§ WHAT TO WORK ON
Copy each line exactly.
## Start RECORDED INFORMATION
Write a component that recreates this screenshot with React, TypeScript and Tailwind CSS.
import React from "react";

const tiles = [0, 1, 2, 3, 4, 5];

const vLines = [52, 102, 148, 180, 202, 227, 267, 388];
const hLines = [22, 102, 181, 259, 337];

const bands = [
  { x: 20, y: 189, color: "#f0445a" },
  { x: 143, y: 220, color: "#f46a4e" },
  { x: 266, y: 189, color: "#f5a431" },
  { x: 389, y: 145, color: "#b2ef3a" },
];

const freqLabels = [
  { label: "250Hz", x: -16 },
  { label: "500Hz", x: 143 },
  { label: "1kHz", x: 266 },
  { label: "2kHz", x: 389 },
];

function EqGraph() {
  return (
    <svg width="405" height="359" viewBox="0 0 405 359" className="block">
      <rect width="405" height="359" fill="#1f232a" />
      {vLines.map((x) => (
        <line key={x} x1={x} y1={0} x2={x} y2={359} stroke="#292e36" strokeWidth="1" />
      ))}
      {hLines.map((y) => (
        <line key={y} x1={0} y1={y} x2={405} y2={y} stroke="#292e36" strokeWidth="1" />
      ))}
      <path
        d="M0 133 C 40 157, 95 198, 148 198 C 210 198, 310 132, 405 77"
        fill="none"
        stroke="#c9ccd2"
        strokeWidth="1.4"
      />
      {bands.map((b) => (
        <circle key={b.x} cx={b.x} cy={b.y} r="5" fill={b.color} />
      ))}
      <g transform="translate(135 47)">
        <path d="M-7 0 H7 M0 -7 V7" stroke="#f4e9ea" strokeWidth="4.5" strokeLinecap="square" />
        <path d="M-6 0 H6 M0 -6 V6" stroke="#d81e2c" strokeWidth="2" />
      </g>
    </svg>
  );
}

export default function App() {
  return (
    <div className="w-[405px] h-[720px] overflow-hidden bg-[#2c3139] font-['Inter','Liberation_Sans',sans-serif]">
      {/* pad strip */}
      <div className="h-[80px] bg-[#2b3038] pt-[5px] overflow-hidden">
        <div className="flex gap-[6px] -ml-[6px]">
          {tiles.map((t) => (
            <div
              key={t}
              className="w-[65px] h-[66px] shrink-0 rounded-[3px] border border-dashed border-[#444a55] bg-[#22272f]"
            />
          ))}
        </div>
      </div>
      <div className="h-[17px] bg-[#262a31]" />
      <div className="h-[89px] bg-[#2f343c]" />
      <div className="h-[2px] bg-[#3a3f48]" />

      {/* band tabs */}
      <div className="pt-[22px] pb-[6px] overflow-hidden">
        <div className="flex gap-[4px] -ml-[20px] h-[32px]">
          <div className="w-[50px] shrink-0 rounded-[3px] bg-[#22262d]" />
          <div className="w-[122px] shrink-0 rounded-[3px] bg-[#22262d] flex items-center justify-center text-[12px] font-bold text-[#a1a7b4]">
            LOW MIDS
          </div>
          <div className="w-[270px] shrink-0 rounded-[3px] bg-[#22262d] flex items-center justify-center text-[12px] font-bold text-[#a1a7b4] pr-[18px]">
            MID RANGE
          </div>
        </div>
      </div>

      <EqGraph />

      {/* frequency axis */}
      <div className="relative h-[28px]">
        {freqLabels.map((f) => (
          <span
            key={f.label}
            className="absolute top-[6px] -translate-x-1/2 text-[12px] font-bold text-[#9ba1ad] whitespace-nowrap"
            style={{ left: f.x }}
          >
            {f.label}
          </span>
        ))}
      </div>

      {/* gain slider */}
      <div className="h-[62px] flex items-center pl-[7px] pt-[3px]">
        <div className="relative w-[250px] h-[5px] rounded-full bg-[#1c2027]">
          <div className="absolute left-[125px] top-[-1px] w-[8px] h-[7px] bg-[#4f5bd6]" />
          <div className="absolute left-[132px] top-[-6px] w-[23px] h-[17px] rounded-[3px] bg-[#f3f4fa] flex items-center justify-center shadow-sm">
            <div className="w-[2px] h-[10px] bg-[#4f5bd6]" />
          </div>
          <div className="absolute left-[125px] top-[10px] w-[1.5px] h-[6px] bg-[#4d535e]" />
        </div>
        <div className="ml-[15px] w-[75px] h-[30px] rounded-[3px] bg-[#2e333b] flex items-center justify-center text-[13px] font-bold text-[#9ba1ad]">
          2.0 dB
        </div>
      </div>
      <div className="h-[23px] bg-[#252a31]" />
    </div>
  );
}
## End RECORDED INFORMATION
§ CORRECT ANSWER
Write a component that recreates this screenshot with React, TypeScript and Tailwind CSS.
import React from "react";

const tiles = [0, 1, 2, 3, 4, 5];

const vLines = [52, 102, 148, 180, 202, 227, 267, 388];
const hLines = [22, 102, 181, 259, 337];

const bands = [
  { x: 20, y: 189, color: "#f0445a" },
  { x: 143, y: 220, color: "#f46a4e" },
  { x: 266, y: 189, color: "#f5a431" },
  { x: 389, y: 145, color: "#b2ef3a" },
];

const freqLabels = [
  { label: "250Hz", x: -16 },
  { label: "500Hz", x: 143 },
  { label: "1kHz", x: 266 },
  { label: "2kHz", x: 389 },
];

function EqGraph() {
  return (
    <svg width="405" height="359" viewBox="0 0 405 359" className="block">
      <rect width="405" height="359" fill="#1f232a" />
      {vLines.map((x) => (
        <line key={x} x1={x} y1={0} x2={x} y2={359} stroke="#292e36" strokeWidth="1" />
      ))}
      {hLines.map((y) => (
        <line key={y} x1={0} y1={y} x2={405} y2={y} stroke="#292e36" strokeWidth="1" />
      ))}
      <path
        d="M0 133 C 40 157, 95 198, 148 198 C 210 198, 310 132, 405 77"
        fill="none"
        stroke="#c9ccd2"
        strokeWidth="1.4"
      />
      {bands.map((b) => (
        <circle key={b.x} cx={b.x} cy={b.y} r="5" fill={b.color} />
      ))}
      <g transform="translate(135 47)">
        <path d="M-7 0 H7 M0 -7 V7" stroke="#f4e9ea" strokeWidth="4.5" strokeLinecap="square" />
        <path d="M-6 0 H6 M0 -6 V6" stroke="#d81e2c" strokeWidth="2" />
      </g>
    </svg>
  );
}

export default function App() {
  return (
    <div className="w-[405px] h-[720px] overflow-hidden bg-[#2c3139] font-['Inter','Liberation_Sans',sans-serif]">
      {/* pad strip */}
      <div className="h-[80px] bg-[#2b3038] pt-[5px] overflow-hidden">
        <div className="flex gap-[6px] -ml-[6px]">
          {tiles.map((t) => (
            <div
              key={t}
              className="w-[65px] h-[66px] shrink-0 rounded-[3px] border border-dashed border-[#444a55] bg-[#22272f]"
            />
          ))}
        </div>
      </div>
      <div className="h-[17px] bg-[#262a31]" />
      <div className="h-[89px] bg-[#2f343c]" />
      <div className="h-[2px] bg-[#3a3f48]" />

      {/* band tabs */}
      <div className="pt-[22px] pb-[6px] overflow-hidden">
        <div className="flex gap-[4px] -ml-[20px] h-[32px]">
          <div className="w-[50px] shrink-0 rounded-[3px] bg-[#22262d]" />
          <div className="w-[122px] shrink-0 rounded-[3px] bg-[#22262d] flex items-center justify-center text-[12px] font-bold text-[#a1a7b4]">
            LOW MIDS
          </div>
          <div className="w-[270px] shrink-0 rounded-[3px] bg-[#22262d] flex items-center justify-center text-[12px] font-bold text-[#a1a7b4] pr-[18px]">
            MID RANGE
          </div>
        </div>
      </div>

      <EqGraph />

      {/* frequency axis */}
      <div className="relative h-[28px]">
        {freqLabels.map((f) => (
          <span
            key={f.label}
            className="absolute top-[6px] -translate-x-1/2 text-[12px] font-bold text-[#9ba1ad] whitespace-nowrap"
            style={{ left: f.x }}
          >
            {f.label}
          </span>
        ))}
      </div>

      {/* gain slider */}
      <div className="h-[62px] flex items-center pl-[7px] pt-[3px]">
        <div className="relative w-[250px] h-[5px] rounded-full bg-[#1c2027]">
          <div className="absolute left-[125px] top-[-1px] w-[8px] h-[7px] bg-[#4f5bd6]" />
          <div className="absolute left-[132px] top-[-6px] w-[23px] h-[17px] rounded-[3px] bg-[#f3f4fa] flex items-center justify-center shadow-sm">
            <div className="w-[2px] h-[10px] bg-[#4f5bd6]" />
          </div>
          <div className="absolute left-[125px] top-[10px] w-[1.5px] h-[6px] bg-[#4d535e]" />
        </div>
        <div className="ml-[15px] w-[75px] h-[30px] rounded-[3px] bg-[#2e333b] flex items-center justify-center text-[13px] font-bold text-[#9ba1ad]">
          2.0 dB
        </div>
      </div>
      <div className="h-[23px] bg-[#252a31]" />
    </div>
  );
}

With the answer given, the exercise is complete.